• **Objective**:
Collect all the lines that mention the word "React".

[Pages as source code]

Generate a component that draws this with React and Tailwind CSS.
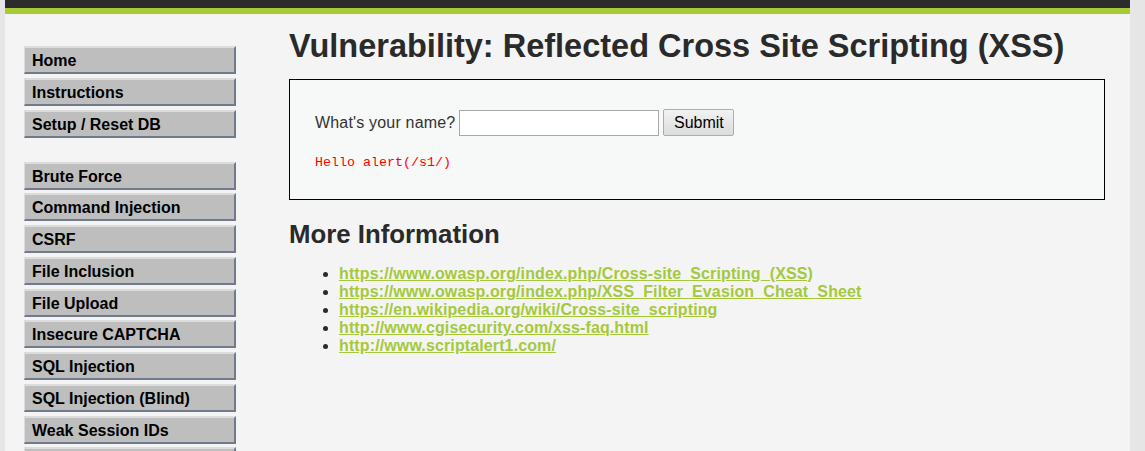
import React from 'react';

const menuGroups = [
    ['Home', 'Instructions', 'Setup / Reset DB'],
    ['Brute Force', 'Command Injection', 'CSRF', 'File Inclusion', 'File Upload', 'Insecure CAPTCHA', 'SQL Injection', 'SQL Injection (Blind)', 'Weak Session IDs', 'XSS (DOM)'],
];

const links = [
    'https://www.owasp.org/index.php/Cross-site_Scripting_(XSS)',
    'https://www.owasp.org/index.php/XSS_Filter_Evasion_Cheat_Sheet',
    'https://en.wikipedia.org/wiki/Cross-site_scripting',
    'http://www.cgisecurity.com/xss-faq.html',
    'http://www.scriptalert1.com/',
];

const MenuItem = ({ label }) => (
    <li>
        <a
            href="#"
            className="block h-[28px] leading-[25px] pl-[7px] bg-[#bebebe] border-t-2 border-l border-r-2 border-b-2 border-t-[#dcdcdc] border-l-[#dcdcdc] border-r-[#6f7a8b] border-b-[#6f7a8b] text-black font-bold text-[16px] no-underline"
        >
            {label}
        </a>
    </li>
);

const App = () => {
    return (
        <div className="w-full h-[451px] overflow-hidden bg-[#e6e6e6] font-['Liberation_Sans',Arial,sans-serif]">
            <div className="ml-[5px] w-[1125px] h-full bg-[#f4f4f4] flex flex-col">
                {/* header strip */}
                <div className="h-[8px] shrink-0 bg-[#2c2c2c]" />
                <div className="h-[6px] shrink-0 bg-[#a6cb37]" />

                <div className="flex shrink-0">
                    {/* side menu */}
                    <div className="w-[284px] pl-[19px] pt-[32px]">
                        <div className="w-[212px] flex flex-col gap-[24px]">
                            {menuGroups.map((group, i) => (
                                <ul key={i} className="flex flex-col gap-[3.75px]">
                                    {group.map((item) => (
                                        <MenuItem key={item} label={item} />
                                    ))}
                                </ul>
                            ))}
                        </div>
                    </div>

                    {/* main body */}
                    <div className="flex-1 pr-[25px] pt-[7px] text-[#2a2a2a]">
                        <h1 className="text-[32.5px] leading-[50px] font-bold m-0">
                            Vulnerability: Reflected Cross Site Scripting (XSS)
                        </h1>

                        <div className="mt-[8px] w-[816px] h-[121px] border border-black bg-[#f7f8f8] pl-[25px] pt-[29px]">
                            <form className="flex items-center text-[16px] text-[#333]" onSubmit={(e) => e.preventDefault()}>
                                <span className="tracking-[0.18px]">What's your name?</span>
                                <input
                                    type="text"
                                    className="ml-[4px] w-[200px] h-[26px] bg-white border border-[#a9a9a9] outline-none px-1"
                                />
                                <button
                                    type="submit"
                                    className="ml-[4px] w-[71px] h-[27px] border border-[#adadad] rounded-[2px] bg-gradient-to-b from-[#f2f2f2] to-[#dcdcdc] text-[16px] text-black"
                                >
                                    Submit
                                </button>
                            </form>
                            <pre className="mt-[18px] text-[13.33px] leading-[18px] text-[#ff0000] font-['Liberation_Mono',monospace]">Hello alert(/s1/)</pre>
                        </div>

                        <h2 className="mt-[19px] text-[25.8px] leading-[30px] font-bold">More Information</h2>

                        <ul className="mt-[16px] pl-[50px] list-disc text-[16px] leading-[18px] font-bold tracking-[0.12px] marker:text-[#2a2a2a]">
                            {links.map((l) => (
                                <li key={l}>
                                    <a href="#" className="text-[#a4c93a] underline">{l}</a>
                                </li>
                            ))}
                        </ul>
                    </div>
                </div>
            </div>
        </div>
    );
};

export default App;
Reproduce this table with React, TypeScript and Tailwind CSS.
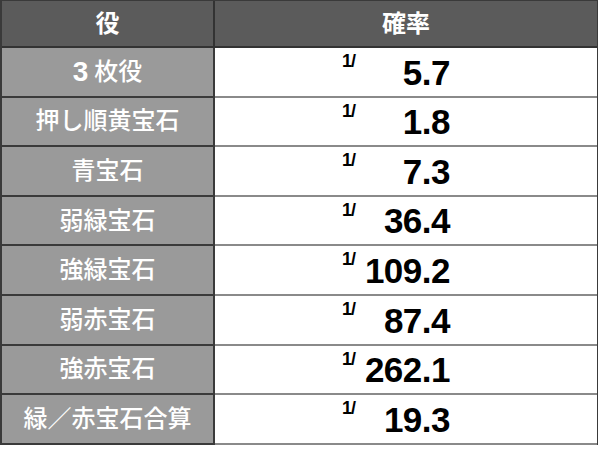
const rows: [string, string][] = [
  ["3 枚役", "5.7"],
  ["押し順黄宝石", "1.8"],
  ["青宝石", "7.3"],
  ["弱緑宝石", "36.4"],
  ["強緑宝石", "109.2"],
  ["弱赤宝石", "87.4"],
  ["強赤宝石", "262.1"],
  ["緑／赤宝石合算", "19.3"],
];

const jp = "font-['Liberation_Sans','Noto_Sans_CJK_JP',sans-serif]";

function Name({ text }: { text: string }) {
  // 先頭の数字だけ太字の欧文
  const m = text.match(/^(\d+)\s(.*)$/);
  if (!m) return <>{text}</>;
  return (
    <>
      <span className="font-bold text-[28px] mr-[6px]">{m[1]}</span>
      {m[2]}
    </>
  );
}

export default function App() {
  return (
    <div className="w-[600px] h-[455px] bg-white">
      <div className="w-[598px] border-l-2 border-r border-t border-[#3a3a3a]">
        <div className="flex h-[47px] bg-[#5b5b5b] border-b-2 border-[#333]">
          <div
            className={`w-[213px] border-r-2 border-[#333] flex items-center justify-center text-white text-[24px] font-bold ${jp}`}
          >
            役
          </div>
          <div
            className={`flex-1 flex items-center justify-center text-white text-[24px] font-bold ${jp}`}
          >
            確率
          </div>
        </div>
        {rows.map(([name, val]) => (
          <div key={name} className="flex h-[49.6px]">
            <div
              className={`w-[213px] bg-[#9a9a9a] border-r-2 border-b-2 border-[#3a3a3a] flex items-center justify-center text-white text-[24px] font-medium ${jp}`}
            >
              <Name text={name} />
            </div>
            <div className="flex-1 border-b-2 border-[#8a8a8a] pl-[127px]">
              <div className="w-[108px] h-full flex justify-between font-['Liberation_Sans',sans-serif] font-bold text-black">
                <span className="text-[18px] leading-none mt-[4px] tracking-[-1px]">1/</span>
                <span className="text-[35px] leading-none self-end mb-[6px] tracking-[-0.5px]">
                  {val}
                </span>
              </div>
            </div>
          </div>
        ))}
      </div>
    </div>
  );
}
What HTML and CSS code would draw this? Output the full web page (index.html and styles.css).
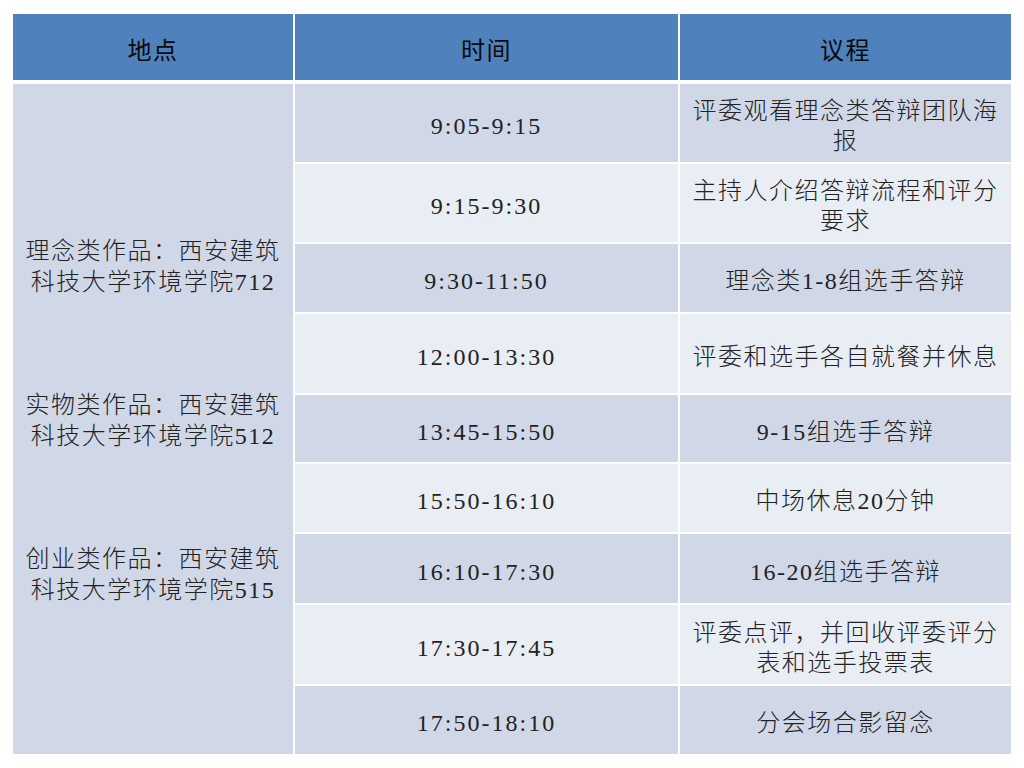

• **Response**:
Generate a component that draws this with React and Tailwind CSS.
import React from 'react';
Reproduce this table with React, TypeScript and Tailwind CSS.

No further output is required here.